MeSH: Memory-as-State-Highways for Recursive Transformers
Chengting Yu, Xiaobo Shu, Yadao Wang, Yizhen Zhang, Haoyi Wu, Jiaang Li, Rujiao Long, Ziheng Chen, Yuchi Xu, Wenbo Su, Bo Zheng
TL;DR
This work identifies two core bottlenecks hindering parameter-efficient recursive transformers: undifferentiated computation and information overload. It proposes Memory–as–State–Highways (MeSH), a memory-buffered, router-guided framework that externalizes state and dynamically routes information across iterations. Empirical results on Pythia-scale models show MeSH consistently improves recursive models and, at 1.4B, even beats larger non-recursive baselines while using roughly a third fewer non-embedding parameters, demonstrating strong parameter efficiency. The findings establish explicit routed state management as a scalable architectural principle for strengthening recursive models and suggest potential extensions to non-recursive networks.
Abstract
Recursive transformers reuse parameters and iterate over hidden states multiple times, decoupling compute depth from parameter depth. However, under matched compute, recursive models with fewer parameters often lag behind non-recursive counterparts. By probing hidden states, we trace this performance gap to two primary bottlenecks: undifferentiated computation, where the core is forced to adopt a similar computational pattern at every iteration, and information overload, where long-lived and transient information must coexist in a single hidden state. To address the issues, we introduce a Memory-as-State-Highways (MeSH) scheme, which externalizes state management into an explicit memory buffer and employs lightweight routers to dynamically diversify computation across iterations.

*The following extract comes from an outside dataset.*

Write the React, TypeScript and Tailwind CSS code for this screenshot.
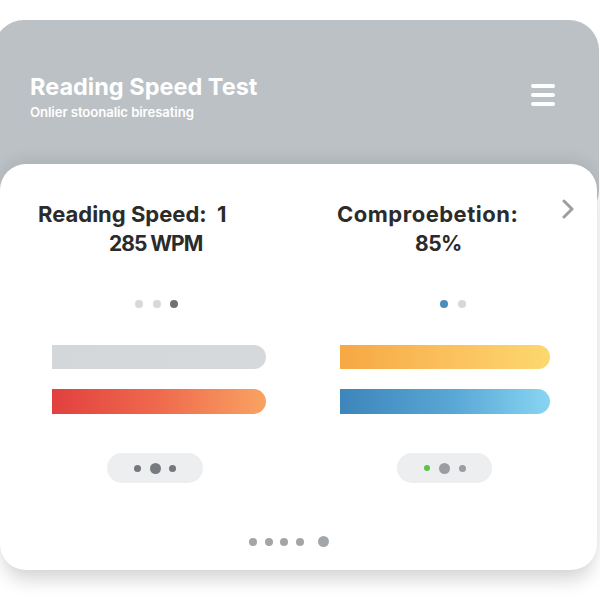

Probing visualizations confirm that MeSH successfully resolves the pathologies by inducing functional specialization across iterations. On the Pythia suite (160M-1.4B), MeSH-enhanced recursive transformers consistently improve over recursive baselines and outperforms its larger non-recursive counterpart at the 1.4B scale, improving average downstream accuracy by +1.06% with 33% fewer non-embedding parameters. Our analysis establishes MeSH as a scalable and principled architecture for building stronger recursive models.